**WHAT YOU HAVE TO DO**
Each line of the listing must be transcribed exactly, except for the images, which should be excluded.

**DATA PROVIDED**
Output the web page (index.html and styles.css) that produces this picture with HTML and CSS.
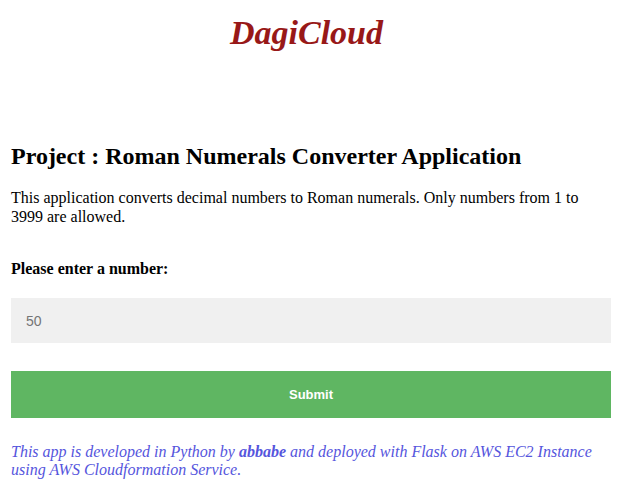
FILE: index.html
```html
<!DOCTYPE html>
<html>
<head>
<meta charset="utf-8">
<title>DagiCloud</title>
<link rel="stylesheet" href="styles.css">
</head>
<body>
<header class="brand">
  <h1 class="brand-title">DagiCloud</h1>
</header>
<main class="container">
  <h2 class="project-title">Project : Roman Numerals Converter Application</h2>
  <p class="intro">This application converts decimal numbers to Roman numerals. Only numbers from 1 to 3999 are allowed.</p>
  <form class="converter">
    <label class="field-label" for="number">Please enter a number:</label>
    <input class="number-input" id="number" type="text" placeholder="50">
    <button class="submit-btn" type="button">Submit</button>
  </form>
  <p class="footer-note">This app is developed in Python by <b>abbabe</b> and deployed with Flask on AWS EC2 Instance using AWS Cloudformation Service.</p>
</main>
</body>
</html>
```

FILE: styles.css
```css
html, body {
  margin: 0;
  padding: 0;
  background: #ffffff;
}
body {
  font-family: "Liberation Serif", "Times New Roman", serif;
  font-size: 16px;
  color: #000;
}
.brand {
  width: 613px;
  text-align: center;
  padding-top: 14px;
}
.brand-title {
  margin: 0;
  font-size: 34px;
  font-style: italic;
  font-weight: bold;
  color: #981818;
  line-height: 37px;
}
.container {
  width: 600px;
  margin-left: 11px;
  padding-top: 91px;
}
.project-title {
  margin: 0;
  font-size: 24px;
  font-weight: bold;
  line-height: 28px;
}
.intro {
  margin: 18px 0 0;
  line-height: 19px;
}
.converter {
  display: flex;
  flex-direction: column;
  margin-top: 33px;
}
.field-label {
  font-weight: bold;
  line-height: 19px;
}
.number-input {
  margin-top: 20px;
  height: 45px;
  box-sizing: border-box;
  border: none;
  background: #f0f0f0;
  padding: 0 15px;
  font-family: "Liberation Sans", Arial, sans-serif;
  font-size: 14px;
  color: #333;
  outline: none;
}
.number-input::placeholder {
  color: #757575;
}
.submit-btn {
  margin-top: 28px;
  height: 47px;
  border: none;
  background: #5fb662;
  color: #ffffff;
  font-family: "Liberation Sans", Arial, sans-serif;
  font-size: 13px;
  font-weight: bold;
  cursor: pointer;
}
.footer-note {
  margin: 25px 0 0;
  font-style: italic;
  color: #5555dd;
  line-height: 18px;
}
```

**SOLUTION**
Output the web page (index.html and styles.css) that produces this picture with HTML and CSS.
FILE: index.html
```html
<!DOCTYPE html>
<html>
<head>
<meta charset="utf-8">
<title>DagiCloud</title>
<link rel="stylesheet" href="styles.css">
</head>
<body>
<header class="brand">
  <h1 class="brand-title">DagiCloud</h1>
</header>
<main class="container">
  <h2 class="project-title">Project : Roman Numerals Converter Application</h2>
  <p class="intro">This application converts decimal numbers to Roman numerals. Only numbers from 1 to 3999 are allowed.</p>
  <form class="converter">
    <label class="field-label" for="number">Please enter a number:</label>
    <input class="number-input" id="number" type="text" placeholder="50">
    <button class="submit-btn" type="button">Submit</button>
  </form>
  <p class="footer-note">This app is developed in Python by <b>abbabe</b> and deployed with Flask on AWS EC2 Instance using AWS Cloudformation Service.</p>
</main>
</body>
</html>
```

FILE: styles.css
```css
html, body {
  margin: 0;
  padding: 0;
  background: #ffffff;
}
body {
  font-family: "Liberation Serif", "Times New Roman", serif;
  font-size: 16px;
  color: #000;
}
.brand {
  width: 613px;
  text-align: center;
  padding-top: 14px;
}
.brand-title {
  margin: 0;
  font-size: 34px;
  font-style: italic;
  font-weight: bold;
  color: #981818;
  line-height: 37px;
}
.container {
  width: 600px;
  margin-left: 11px;
  padding-top: 91px;
}
.project-title {
  margin: 0;
  font-size: 24px;
  font-weight: bold;
  line-height: 28px;
}
.intro {
  margin: 18px 0 0;
  line-height: 19px;
}
.converter {
  display: flex;
  flex-direction: column;
  margin-top: 33px;
}
.field-label {
  font-weight: bold;
  line-height: 19px;
}
.number-input {
  margin-top: 20px;
  height: 45px;
  box-sizing: border-box;
  border: none;
  background: #f0f0f0;
  padding: 0 15px;
  font-family: "Liberation Sans", Arial, sans-serif;
  font-size: 14px;
  color: #333;
  outline: none;
}
.number-input::placeholder {
  color: #757575;
}
.submit-btn {
  margin-top: 28px;
  height: 47px;
  border: none;
  background: #5fb662;
  color: #ffffff;
  font-family: "Liberation Sans", Arial, sans-serif;
  font-size: 13px;
  font-weight: bold;
  cursor: pointer;
}
.footer-note {
  margin: 25px 0 0;
  font-style: italic;
  color: #5555dd;
  line-height: 18px;
}
```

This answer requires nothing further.